LPH : Comment vivez-vous ces attaques ? Sont-elles antisémites ou politiques ?
B-H.L. : Parfois, il y a de l’antisémitisme. Parfois, le plus souvent, juste l’exercice normal du débat des idées. Mais cela m’est égal. Il y a un chapitre de mon livre qui s’appelle « La force des Juifs ». Je pense cela. . Et j’aime l’idée de cette force.
LPH : Comment définiriez-vous votre lien à Israël ?

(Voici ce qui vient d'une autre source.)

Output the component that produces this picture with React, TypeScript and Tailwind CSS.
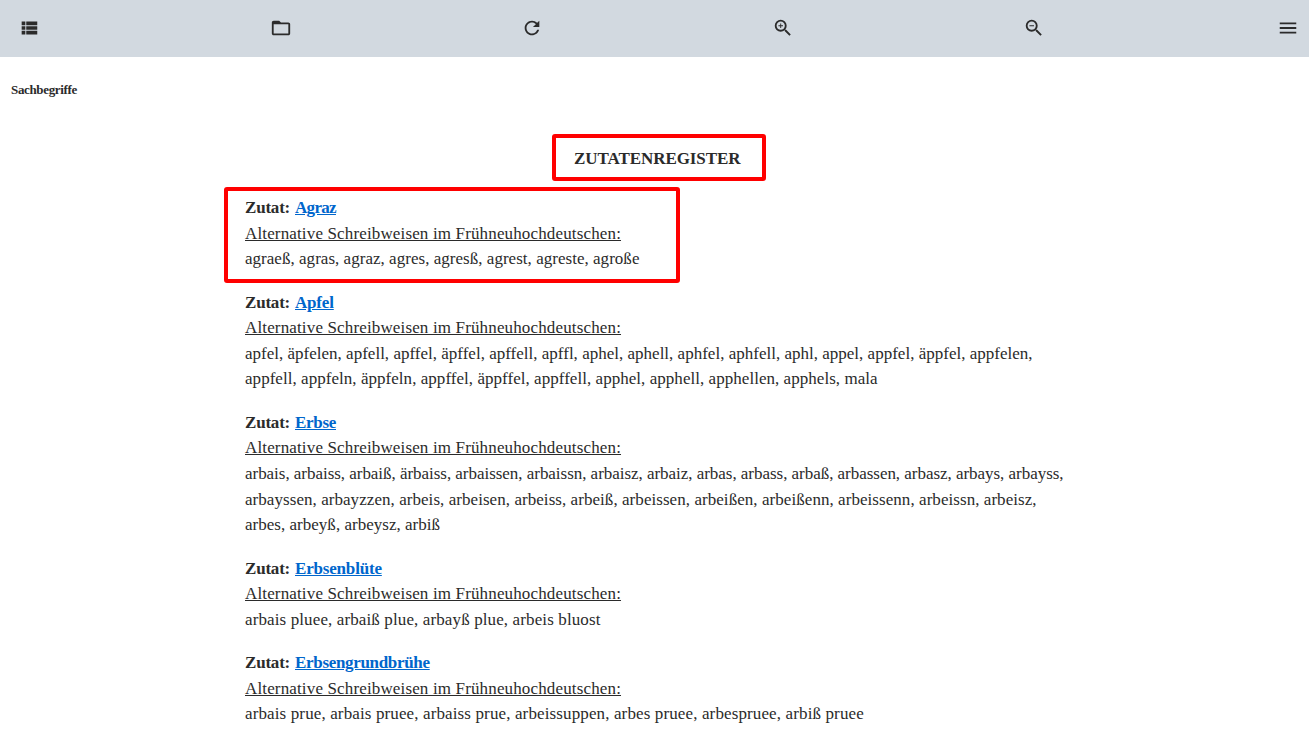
import type { ReactNode } from "react";
import { MdFolderOpen, MdRefresh, MdZoomIn, MdZoomOut, MdMenu } from "react-icons/md";

function ListIcon() {
  return (
    <svg viewBox="0 0 24 24" className="size-[22px]" fill="currentColor">
      <path d="M4 14h4v-4H4v4zm0 5h4v-4H4v4zM4 9h4V5H4v4zm5 5h12v-4H9v4zm0 5h12v-4H9v4zM9 5v4h12V5H9z" />
    </svg>
  );
}

interface Line {
  text: string;
  tracking: string;
}

interface Entry {
  name: string;
  tracking: string;
  lines: Line[];
  marked?: boolean;
}

const entries: Entry[] = [
  {
    name: "Agraz",
    tracking: "tracking-[-0.68px]",
    marked: true,
    lines: [
      { text: "agraeß, agras, agraz, agres, agresß, agrest, agreste, agroße", tracking: "tracking-[0.03px]" },
    ],
  },
  {
    name: "Apfel",
    tracking: "tracking-[-0.18px]",
    lines: [
      {
        text: "apfel, äpfelen, apfell, apffel, äpffel, apffell, apffl, aphel, aphell, aphfel, aphfell, aphl, appel, appfel, äppfel, appfelen,",
        tracking: "tracking-[0.008px]",
      },
      {
        text: "appfell, appfeln, äppfeln, appffel, äppffel, appffell, apphel, apphell, apphellen, apphels, mala",
        tracking: "tracking-[0.04px]",
      },
    ],
  },
  {
    name: "Erbse",
    tracking: "tracking-[-0.3px]",
    lines: [
      {
        text: "arbais, arbaiss, arbaiß, ärbaiss, arbaissen, arbaissn, arbaisz, arbaiz, arbas, arbass, arbaß, arbassen, arbasz, arbays, arbayss,",
        tracking: "tracking-[-0.033px]",
      },
      {
        text: "arbayssen, arbayzzen, arbeis, arbeisen, arbeiss, arbeiß, arbeissen, arbeißen, arbeißenn, arbeissenn, arbeissn, arbeisz,",
        tracking: "tracking-[0.056px]",
      },
      { text: "arbes, arbeyß, arbeysz, arbiß", tracking: "tracking-[0.02px]" },
    ],
  },
  {
    name: "Erbsenblüte",
    tracking: "tracking-[-0.18px]",
    lines: [{ text: "arbais pluee, arbaiß plue, arbayß plue, arbeis bluost", tracking: "tracking-[0.117px]" }],
  },
  {
    name: "Erbsengrundbrühe",
    tracking: "tracking-[-0.32px]",
    lines: [
      {
        text: "arbais prue, arbais pruee, arbaiss prue, arbeissuppen, arbes pruee, arbespruee, arbiß pruee",
        tracking: "tracking-[0.125px]",
      },
    ],
  },
];

function Tool({ children }: { children: ReactNode }) {
  return <button className="flex w-[251px] shrink-0 text-[22px]">{children}</button>;
}

function EntryBlock({ entry }: { entry: Entry }) {
  return (
    <div className="relative mb-[17.8px]">
      {entry.marked && (
        <div className="absolute -top-[8.1px] -left-[21px] h-[96px] w-[456px] rounded-[3px] border-4 border-[#ff0000]" />
      )}
      <p className="flex font-bold">
        <span className="w-[50px] tracking-[-0.2px]">Zutat:</span>
        <a className={`text-[#0066cc] underline ${entry.tracking}`}>{entry.name}</a>
      </p>
      <p className="tracking-[0.146px] underline">Alternative Schreibweisen im Frühneuhochdeutschen:</p>
      {entry.lines.map((line) => (
        <p key={line.text} className={line.tracking}>
          {line.text}
        </p>
      ))}
    </div>
  );
}

export default function App() {
  return (
    <div className="h-[735px] overflow-hidden bg-white font-['Liberation_Serif',serif] text-[17px] leading-[25.6px] whitespace-nowrap text-[#2b2b2b]">
      <header className="flex h-[56px] items-center border-b border-[#d2d9e0] bg-[#d2d9e0] pl-[17.6px] box-content">
        <Tool>
          <ListIcon />
        </Tool>
        <div className="ml-[1px] flex">
          <Tool>
            <MdFolderOpen />
          </Tool>
          <Tool>
            <MdRefresh />
          </Tool>
          <Tool>
            <MdZoomIn />
          </Tool>
          <Tool>
            <MdZoomOut />
          </Tool>
        </div>
        <button className="ml-[3.2px] text-[22px]">
          <MdMenu />
        </button>
      </header>
      <div className="pt-[20px] pl-[11px] text-[13px] font-bold tracking-[-0.35px]">Sachbegriffe</div>
      <main className="pt-[43.5px] pl-[245px]">
        <h1 className="relative mb-[23.4px] ml-[329px] w-[167px] font-bold tracking-[-0.07px]">
          ZUTATENREGISTER
          <span className="absolute -top-[12px] -left-[22px] h-[47px] w-[214px] rounded-[3px] border-4 border-[#ff0000]" />
        </h1>
        {entries.map((entry) => (
          <EntryBlock key={entry.name} entry={entry} />
        ))}
      </main>
    </div>
  );
}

B-H.L. : Fidélité inconditionnelle. Je crois avoir été là, aux côtés des Israéliens, lors de toutes les guerres qu’ils ont eu à livrer depuis plus de 40 ans. Ou, si je n’y étais pas pendant, j’y étais juste après. Pour témoigner. Pour écrire. Pour dire, aussi, et tout simplement, mon amitié. Cela ne m’interdit évidemment pas – mais vous en doutez – de dire mes désaccords avec tel ou tel gouvernement. Le gouvernement actuel, par exemple. Ou ceux qui, dans la classe politique israélienne, semblent ne pas vouloir comprendre qu’il n’y a pas d’alternative à la solution des « deux États ». Ou plutôt si. Il y en a une. C’est ce fameux État binational où les Juifs seraient minoritaires et dont les pires ennemis d’Israël rêvent depuis des décennies.